## INSTRUCTIONS TO FOLLOW
Only the lines from the start of the data through the line containing "import React from 'react';" should be written out, exactly as they are, with both ends included and the pictures left out.

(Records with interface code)
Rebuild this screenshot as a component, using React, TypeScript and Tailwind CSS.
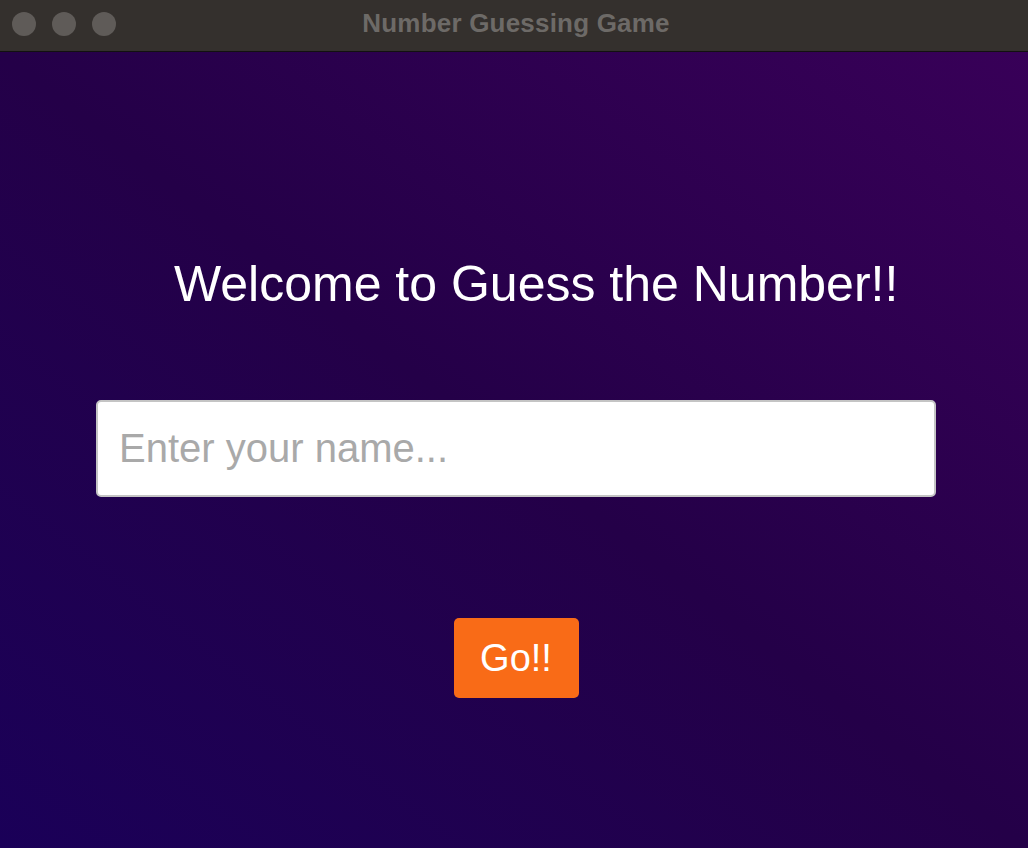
import React from 'react';

function TitleBar() {
  return (
    <div className="relative h-[52px] bg-[#34302d] border-b border-[#121110] flex items-center">
      <div className="flex gap-[16px] pl-[12px] -mt-[4px]">
        <span className="w-[24px] h-[24px] rounded-full bg-[#5f5b58]" />
        <span className="w-[24px] h-[24px] rounded-full bg-[#5f5b58]" />
        <span className="w-[24px] h-[24px] rounded-full bg-[#5f5b58]" />
      </div>
      <div className="absolute inset-0 flex items-center justify-center pointer-events-none -mt-[4px]">
        <span className="text-[26px] font-bold text-[#6d6a67] tracking-[0.2px] pl-[4px]">Number Guessing Game</span>
      </div>
    </div>
  );
}

export default function App() {
  return (
    <div className="w-[1028px] h-[848px] flex flex-col overflow-hidden font-['Liberation_Sans',Arial,sans-serif]">
      <TitleBar />
      <main className="flex-1 flex flex-col bg-gradient-to-tr from-[#1a0058] via-[#240048] to-[#380058]">
        <h1 className="mt-[203px] pl-[174px] text-[50px] leading-[58px] text-white whitespace-nowrap">
          Welcome to Guess the Number!!
        </h1>
        <div className="mt-[87px] px-[96px] pr-[92px]">
          <input
            type="text"
            placeholder="Enter your name..."
            className="w-full h-[97px] rounded-[5px] bg-white border-2 border-[#c4c4c4] px-[21px] text-[40px] text-black placeholder:text-[#a9a9a9] outline-none"
          />
        </div>
        <div className="mt-[121px] flex justify-center pl-[4px]">
          <button className="w-[125px] h-[80px] rounded-[5px] bg-[#f96b17] text-white text-[38px]">Go!!</button>
        </div>
      </main>
    </div>
  );
}
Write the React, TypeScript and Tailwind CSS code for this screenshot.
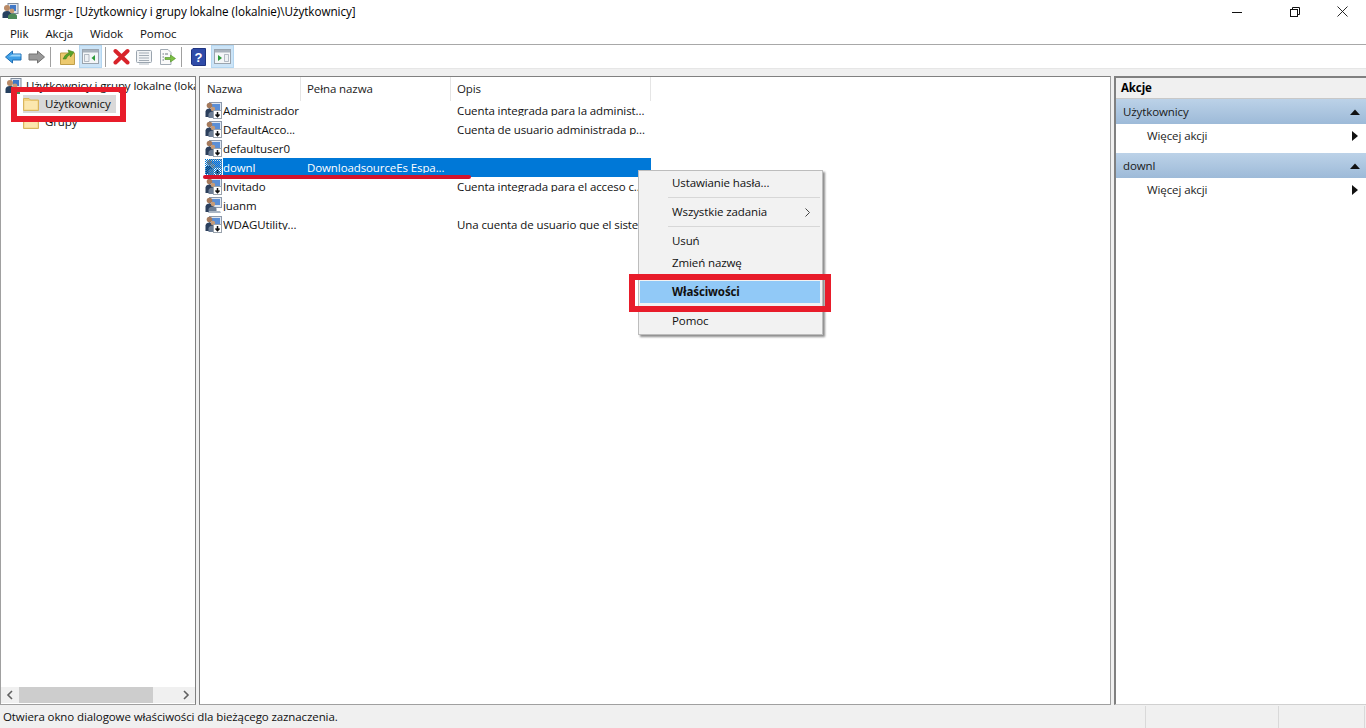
import React from "react";

const font = { fontFamily: '"Open Sans","Noto Sans",sans-serif' };

function UserIcon({ arrow = true, selected = false }: { arrow?: boolean; selected?: boolean }) {
  return (
    <svg width="17" height="17" viewBox="0 0 17 17" className="shrink-0">
      <defs>
        <pattern id="dith" width="2" height="2" patternUnits="userSpaceOnUse">
          <rect width="1" height="1" fill="#0078d7" />
          <rect x="1" y="1" width="1" height="1" fill="#0078d7" />
        </pattern>
      </defs>
      <rect x="4.5" y="0.5" width="12" height="10" fill="#dfe6f0" stroke="#8c99ab" />
      <rect x="7" y="2" width="8" height="6" fill="#5b8fd6" />
      <circle cx="4.5" cy="3.5" r="2.8" fill="#a57a5c" />
      <path d="M0.5 15 V9.5 Q1 6.5 4.5 6.5 Q8 6.5 8.5 9.5 V15 Z" fill="#2b3f5c" />
      <circle cx="8" cy="7" r="2.2" fill="#c79b76" />
      <path d="M3.5 16 V12 Q4.5 9.5 8 9.5 Q11.5 9.5 11.5 12 V16 Z" fill="#6e7f96" />
      {arrow ? (
        <>
          <rect x="8.5" y="8.5" width="8" height="8" fill="#fff" stroke="#9aa3ad" />
          <path d="M12.5 10 V14.5 M10.5 12.5 L12.5 14.7 L14.5 12.5" stroke="#111" strokeWidth="1.5" fill="none" />
        </>
      ) : (
        <path d="M4 14 H15 L16 16 H4 Z" fill="#a9b5c4" />
      )}
      {selected && <rect width="17" height="17" fill="url(#dith)" />}
    </svg>
  );
}

function AppIcon() {
  return (
    <svg width="17" height="17" viewBox="0 0 17 17" className="shrink-0">
      <rect x="6" y="0.5" width="10" height="10" fill="#dfe6f0" stroke="#7f8c9d" />
      <rect x="8" y="2" width="6" height="6" fill="#3f78c8" />
      <circle cx="5" cy="5" r="3" fill="#b98a66" />
      <path d="M0.5 15 V11 Q1 8 5 8 Q9 8 9.5 11 V15 Z" fill="#26405f" />
      <circle cx="10" cy="8" r="2.4" fill="#c79b76" />
      <path d="M6 16 V13 Q7 10.5 10.5 10.5 Q15 10.5 15 13 V16 Z" fill="#4d8a58" />
    </svg>
  );
}

function Folder() {
  return (
    <svg width="16" height="14" viewBox="0 0 16 14" className="shrink-0">
      <path d="M0.5 1.5 H6 L7.5 3 H15.5 V13.5 H0.5 Z" fill="#f3d27e" stroke="#d8b55e" />
      <rect x="1.5" y="4" width="13" height="8.5" fill="#fbe7ae" />
    </svg>
  );
}

function TitleIcons() {
  return (
    <div className="flex items-center">
      <div className="w-[46px] flex justify-center">
        <svg width="10" height="10" viewBox="0 0 10 10"><path d="M0 5.5 H10" stroke="#111" /></svg>
      </div>
      <div className="w-[46px] ml-[12px] flex justify-center">
        <svg width="10" height="10" viewBox="0 0 10 10" fill="none" stroke="#111"><rect x="0.5" y="2.5" width="7" height="7" /><path d="M2.5 2.5 V0.5 H9.5 V7.5 H7.5" /></svg>
      </div>
      <div className="w-[46px] ml-[1px] mr-[1px] flex justify-center">
        <svg width="11" height="11" viewBox="0 0 11 11" stroke="#111" strokeWidth="0.9"><path d="M0.5 0.5 L10.5 10.5 M10.5 0.5 L0.5 10.5" /></svg>
      </div>
    </div>
  );
}

function Sep() {
  return <div className="w-px h-[20px] bg-[#a0a0a0]" />;
}

function Toolbar() {
  return (
    <div className="h-[23px] flex items-center bg-white">
      <div className="ml-[5px] w-[17px] flex">
        <svg width="17" height="14" viewBox="0 0 17 14"><path d="M0.5 7 L7.5 1 V4 H16 V10 H7.5 V13 Z" fill="#3f9fe6" stroke="#1f6fb5" /><path d="M7.5 4.6 H15.5 V6.6 H4 Z" fill="#9bd6fa" /></svg>
      </div>
      <div className="ml-[6px] w-[17px] flex">
        <svg width="17" height="14" viewBox="0 0 17 14"><path d="M16.5 7 L9.5 1 V4 H1 V10 H9.5 V13 Z" fill="#9a9a9a" stroke="#727272" /></svg>
      </div>
      <div className="ml-[5px]"><Sep /></div>
      <div className="ml-[9px] w-[15px]">
        <svg width="15" height="17" viewBox="0 0 15 17"><path d="M0.5 5 H14.5 V16.5 H0.5 Z" fill="#ecc96e" stroke="#bf9e49" /><path d="M3 11 Q5 6 9 5 L8 2 L14 4 L10.5 9 L10 6.5 Q7 8 6 11 Z" fill="#58a32a" stroke="#3d7a1a" strokeWidth="0.5" /></svg>
      </div>
      <div className="ml-[4px] w-[23px] h-[23px] bg-[#cce4f7] border border-[#b4d6f0] flex items-center justify-center">
        <svg width="17" height="15" viewBox="0 0 17 15"><rect x="0.5" y="0.5" width="16" height="14" fill="#f4f6f8" stroke="#9aa4ae" /><rect x="1" y="1" width="15" height="2.5" fill="#a8b2bc" /><path d="M2.5 5.5 H7 V12.5 H2.5 Z" fill="#eef1f4" stroke="#8a96a3" strokeWidth="0.6" /><path d="M13 6 L9.5 9 L13 12 Z" fill="#2d9b3a" /></svg>
      </div>
      <div className="ml-[3px]"><Sep /></div>
      <div className="ml-[7px] w-[17px]">
        <svg width="17" height="17" viewBox="0 0 17 17"><path d="M2.5 3 L14.5 14.5 M14.5 3 L2.5 14.5" stroke="#d8232a" strokeWidth="4" strokeLinecap="round" /></svg>
      </div>
      <div className="ml-[6px] w-[16px]">
        <svg width="16" height="16" viewBox="0 0 16 16" fill="none"><rect x="0.5" y="1.5" width="15" height="12" rx="1" fill="#f2f4f6" stroke="#9aa4ae" /><path d="M3 4 H13 M3 6.5 H13 M3 9 H13 M3 11.5 H13" stroke="#a3acb5" /><path d="M3 15 H13" stroke="#b4bcc4" /></svg>
      </div>
      <div className="ml-[7px] w-[17px]">
        <svg width="17" height="16" viewBox="0 0 17 16" fill="none"><path d="M1.5 0.5 H9 L12 3.5 V15.5 H1.5 Z" fill="#fafafa" stroke="#a3acb5" /><path d="M3.5 5 H5 M3.5 8 H5 M3.5 11 H5 M6 5 H9" stroke="#6d7680" /><path d="M6 8.5 H11.5 V6 L16.5 9.5 L11.5 13 V10.5 H6 Z" fill="#7cc043" stroke="#4e8f23" strokeWidth="0.6" /></svg>
      </div>
      <div className="ml-[5px]"><Sep /></div>
      <div className="ml-[9px] w-[15px]">
        <svg width="15" height="18" viewBox="0 0 15 18"><path d="M2 0.5 H14.5 V17.5 H2 L0.5 16 V2 Z" fill="#2f4ba8" stroke="#1f3380" /><text x="7.5" y="13.5" textAnchor="middle" fontSize="13" fontWeight="700" fill="#fff" fontFamily="Liberation Sans, sans-serif">?</text></svg>
      </div>
      <div className="ml-[5px] w-[23px] h-[23px] bg-[#cce4f7] border border-[#b4d6f0] flex items-center justify-center">
        <svg width="17" height="15" viewBox="0 0 17 15"><rect x="0.5" y="0.5" width="16" height="14" fill="#f4f6f8" stroke="#9aa4ae" /><rect x="1" y="1" width="15" height="2.5" fill="#a8b2bc" /><path d="M10.5 5.5 H14.5 V12.5 H10.5 Z" fill="#eef1f4" stroke="#8a96a3" strokeWidth="0.6" /><path d="M4 6 L8 9 L4 12 Z" fill="#2d9b3a" /></svg>
      </div>
    </div>
  );
}

const rows: { n: string; f?: string; o?: string; sel?: boolean; arrow?: boolean }[] = [
  { n: "Administrador", o: "Cuenta integrada para la administ..." },
  { n: "DefaultAcco...", o: "Cuenta de usuario administrada p..." },
  { n: "defaultuser0" },
  { n: "downl", f: "DownloadsourceEs Espa...", sel: true },
  { n: "Invitado", o: "Cuenta integrada para el acceso c..." },
  { n: "juanm", arrow: false },
  { n: "WDAGUtility...", o: "Una cuenta de usuario que el siste..." },
];

function ListPane() {
  return (
    <div className="relative flex-1 ml-[3px] mr-[3px] bg-white border border-[#a0a0a0] border-t-[#808080] border-l-[#808080] overflow-hidden">
      <div className="flex h-[24px] w-[451px] text-[#222] items-center">
        <div className="w-[101px] h-full pl-[7px] flex items-center border-r border-[#e5e5e5]">Nazwa</div>
        <div className="w-[150px] h-full pl-[6px] flex items-center border-r border-[#e5e5e5]">Pełna nazwa</div>
        <div className="w-[200px] h-full pl-[6px] flex items-center border-r border-[#e5e5e5]">Opis</div>
      </div>
      <div className="w-[451px]">
        {rows.map((r) => (
          <div key={r.n} className="flex h-[19px] items-center">
            <div className="w-[23px] pl-[5px] shrink-0 flex"><UserIcon arrow={r.arrow !== false} selected={r.sel} /></div>
            <div className={r.sel ? "flex flex-1 h-full items-center bg-[#0078d7] text-white" : "flex flex-1 h-full items-center text-[#111]"}>
              <div className="w-[84px] shrink-0 whitespace-nowrap overflow-hidden">{r.n}</div>
              <div className="w-[150px] shrink-0 whitespace-nowrap overflow-hidden">{r.f ?? ""}</div>
              <div className="w-[194px] shrink-0 whitespace-nowrap overflow-hidden">{r.o ?? ""}</div>
            </div>
          </div>
        ))}
      </div>
    </div>
  );
}

function TreePane() {
  return (
    <div className="w-[196px] shrink-0 flex flex-col bg-white border border-[#a0a0a0] border-t-[#808080] border-r-[#808080] overflow-hidden">
      <div className="flex-1 text-[#111]">
        <div className="h-[18px] flex items-center pl-[4px] gap-[4px] whitespace-nowrap">
          <AppIcon />
          <span>Użytkownicy i grupy lokalne (lokalnie)</span>
        </div>
        <div className="flex items-center h-[18px] ml-[22px]">
          <div className="flex items-center h-[18px] w-[93px] bg-[#d9d9d9]">
            <Folder />
            <span className="ml-[6px]">Użytkownicy</span>
          </div>
        </div>
        <div className="flex items-center h-[18px] ml-[22px]">
          <Folder />
          <span className="ml-[6px]">Grupy</span>
        </div>
      </div>
      <div className="h-[16px] mb-[1px] bg-[#f0f0f0] flex items-center">
        <div className="w-[18px] flex justify-center">
          <svg width="8" height="10" viewBox="0 0 8 10" fill="none" stroke="#606060" strokeWidth="1.6"><path d="M6 1 L2 5 L6 9" /></svg>
        </div>
        <div className="w-[134px] h-full bg-[#cdcdcd]" />
        <div className="flex-1 flex justify-end pr-[5px]">
          <svg width="8" height="10" viewBox="0 0 8 10" fill="none" stroke="#606060" strokeWidth="1.6"><path d="M2 1 L6 5 L2 9" /></svg>
        </div>
      </div>
    </div>
  );
}

function ActionGroup({ title }: { title: string }) {
  return (
    <div>
      <div className="h-[25px] bg-gradient-to-b from-[#bcd2e8] to-[#9dbad8] flex items-center pl-[7px] pr-[6px] justify-between text-[#1a1a1a]">
        <span>{title}</span>
        <svg width="10" height="6" viewBox="0 0 10 6"><path d="M0 6 L5 0.5 L10 6 Z" fill="#111" /></svg>
      </div>
      <div className="h-[29px] flex items-center pb-[5px] pl-[31px] pr-[8px] justify-between text-[#222]">
        <span>Więcej akcji</span>
        <svg width="6" height="10" viewBox="0 0 6 10"><path d="M0 0 L6 5 L0 10 Z" fill="#111" /></svg>
      </div>
    </div>
  );
}

function ActionPane() {
  return (
    <div className="w-[252px] shrink-0 bg-white border-l-2 border-l-[#808080] border-t-2 border-t-[#808080] border-b border-b-[#d0d0d0]">
      <div className="h-[21px] bg-[#f0f0f0] flex items-center pl-[5px] font-bold text-black border-b border-[#c8c8c8]">Akcje</div>
      <ActionGroup title="Użytkownicy" />
      <ActionGroup title="downl" />
    </div>
  );
}

function ContextMenu() {
  const Line = () => <div className="h-px bg-[#d7d7d7] ml-[28px] mr-[1px] my-[3px]" />;
  return (
    <div className="absolute left-[638px] top-[170px] w-[185px] h-[165px] bg-[#f2f2f2] border border-[#bdbdbd] shadow-[2px_2px_2px_rgba(0,0,0,0.45)] text-[#111] p-[1px]">
      <div className="h-[22px] flex items-center pl-[32px]">Ustawianie hasła...</div>
      <Line />
      <div className="h-[22px] flex items-center pl-[32px] pr-[11px] justify-between">
        <span>Wszystkie zadania</span>
        <svg width="5" height="9" viewBox="0 0 5 9" fill="none" stroke="#444"><path d="M0.5 0.5 L4.5 4.5 L0.5 8.5" /></svg>
      </div>
      <Line />
      <div className="h-[22px] flex items-center pl-[32px]">Usuń</div>
      <div className="h-[22px] flex items-center pl-[32px]">Zmień nazwę</div>
      <div className="h-[22px] mt-[7px] mr-[1px] flex items-center pl-[32px] bg-[#91c9f7] font-bold">Właściwości</div>
      <div className="h-[22px] mt-[7px] flex items-center pl-[32px]">Pomoc</div>
    </div>
  );
}

export default function App() {
  return (
    <div className="relative w-[1366px] h-[728px] flex flex-col bg-white overflow-hidden text-[11.5px] tracking-[-0.1px] leading-none" style={font}>
      <div className="h-[23px] flex items-center justify-between shrink-0">
        <div className="flex items-center text-black">
          <div className="ml-[2px]"><AppIcon /></div>
          <span className="ml-[5px] text-[11.7px] tracking-[-0.05px]">lusrmgr - [Użytkownicy i grupy lokalne (lokalnie)\Użytkownicy]</span>
        </div>
        <TitleIcons />
      </div>
      <div className="h-[22px] flex items-center shrink-0 pl-[10px] gap-[17px] text-[#111] border-b border-[#a8a8a8]">
        <span>Plik</span>
        <span>Akcja</span>
        <span>Widok</span>
        <span>Pomoc</span>
      </div>
      <div className="shrink-0"><Toolbar /></div>
      <div className="h-[8px] shrink-0 bg-[#f0f0f0] border-t border-[#e6e6e6]" />
      <div className="flex-1 flex min-h-0 bg-[#f0f0f0] pb-[1px]">
        <TreePane />
        <ListPane />
        <ActionPane />
      </div>
      <div className="h-[22px] shrink-0 bg-[#f0f0f0] flex items-center text-[#111]">
        <div className="w-[1145px] pl-[3px] h-full flex items-center">Otwiera okno dialogowe właściwości dla bieżącego zaznaczenia.</div>
        <div className="w-[133px] h-full border-l border-[#d9d9d9]" />
        <div className="w-[87px] h-full border-l border-r border-[#d9d9d9]" />
      </div>

      <ContextMenu />

      <div className="absolute left-[11px] top-[87px] w-[115px] h-[35px] border-[6px] border-t-[5px] border-[#e81c2a]" />
      <div className="absolute left-[629px] top-[274px] w-[202px] h-[38px] border-[6px] border-[#e81c2a]" />
      <div className="absolute left-[203px] top-[175px] w-[268px] h-[4px] rounded-full bg-[#d3132c]" />
    </div>
  );
}
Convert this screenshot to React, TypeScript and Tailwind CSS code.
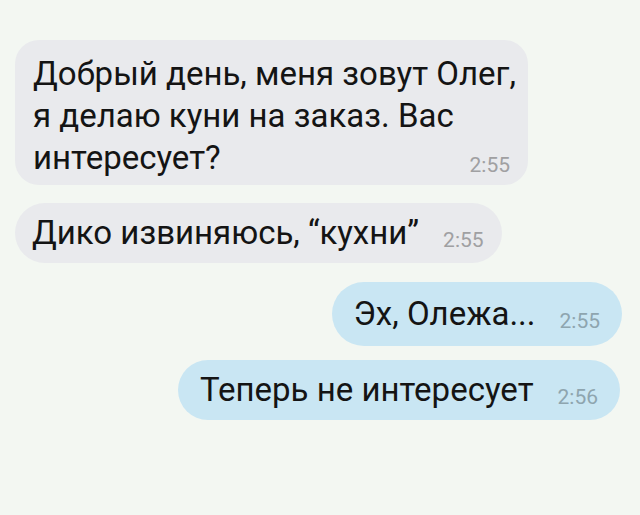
import clsx from 'clsx';

type Side = 'in' | 'out';

interface BubbleProps {
	side: Side;
	time: string;
	lines: string[];
	className?: string;
}

function Bubble({ side, time, lines, className }: BubbleProps) {
	const head = lines.slice(0, -1);
	const last = lines[lines.length - 1];

	return (
		<div
			className={clsx(
				'text-[33px] leading-[42px] text-[#141414]',
				side === 'in' ? 'self-start bg-[#e9eaed]' : 'self-end bg-[#c9e6f3]',
				className,
			)}
		>
			{head.map((line) => (
				<div key={line} className="whitespace-nowrap">
					{line}
				</div>
			))}
			<div className="flex items-baseline justify-between gap-[24px] whitespace-nowrap">
				<span>{last}</span>
				<span
					className={clsx(
						'translate-y-[3px] text-[21px] leading-none',
						side === 'in' ? 'text-[#a0a0a2]' : 'text-[#8ea5af]',
					)}
				>
					{time}
				</span>
			</div>
		</div>
	);
}

export default function App() {
	return (
		<div
			className="flex h-[515px] w-[640px] flex-col bg-[#f3f7f2] pl-[15px] pr-[18px] pt-[40px]"
			style={{ fontFamily: 'Roboto, "Noto Sans", sans-serif' }}
		>
			<Bubble
				side="in"
				time="2:55"
				className="w-[513px] rounded-[24px] pb-[6px] pl-[18px] pr-[18px] pt-[13px]"
				lines={[
					'Добрый день, меня зовут Олег,',
					'я делаю куни на заказ. Вас',
					'интересует?',
				]}
			/>
			<Bubble
				side="in"
				time="2:55"
				className="mt-[18px] flex h-[60px] items-center rounded-[30px] pl-[17px] pr-[18px]"
				lines={['Дико извиняюсь, “кухни”']}
			/>
			<Bubble
				side="out"
				time="2:55"
				className="mt-[19px] flex h-[64px] items-center rounded-[32px] pl-[22px] pr-[22px]"
				lines={['Эх, Олежа...']}
			/>
			<Bubble
				side="out"
				time="2:56"
				className="mr-[2px] mt-[14px] flex h-[60px] items-center rounded-[30px] pl-[22px] pr-[22px]"
				lines={['Теперь не интересует']}
			/>
		</div>
	);
}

## RESPONSE FOR THIS EXERCISE
Rebuild this screenshot as a component, using React, TypeScript and Tailwind CSS.
import React from 'react';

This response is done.